Let us disabuse ourselves. The superheated housing market may be worth £2,744 billion, but its nearest rival, infrastructure - roads, railways and pipelines - clocks up barely £537 billion, while British industry, such as it is, tips the scales at a mere £61 billion.On these figures alone, it is clear that we do not so much have a national economy, as a housing economy with national accessories. Worse still, while our housing economy thrives on a diet of 20 per cent inflation, its national accessories persist in pretending that inflation has been conquered by 'fiscal prudence'. The case is surely quite the opposite. It is a textbook example of 'unsustainability', for if these two separate economies are left to run on unchecked, with annual 20 per cent increases in house prices concealed by inflation of 3 per cent, there will be disturbances on the scale of the Poll Tax riots at the very least.

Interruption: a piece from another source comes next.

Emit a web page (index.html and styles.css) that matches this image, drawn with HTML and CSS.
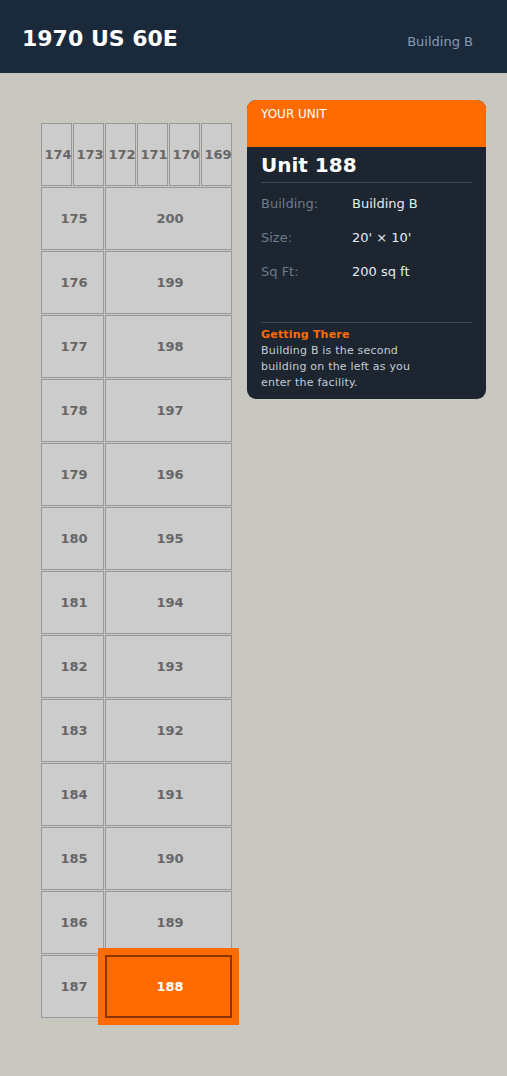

Conversely, if the roaring flames of the housing market, instead of being fanned by cheap money, are stifled by higher interest rates, there will surely be a resurgence of negative equity and a property slump more sudden and more severe than that of the early 1990s.
Either way, the problem will be a housing problem, and the best response for architects must be to focus on the low-cost sector of that neglected category of work, because it is going to be needed soon.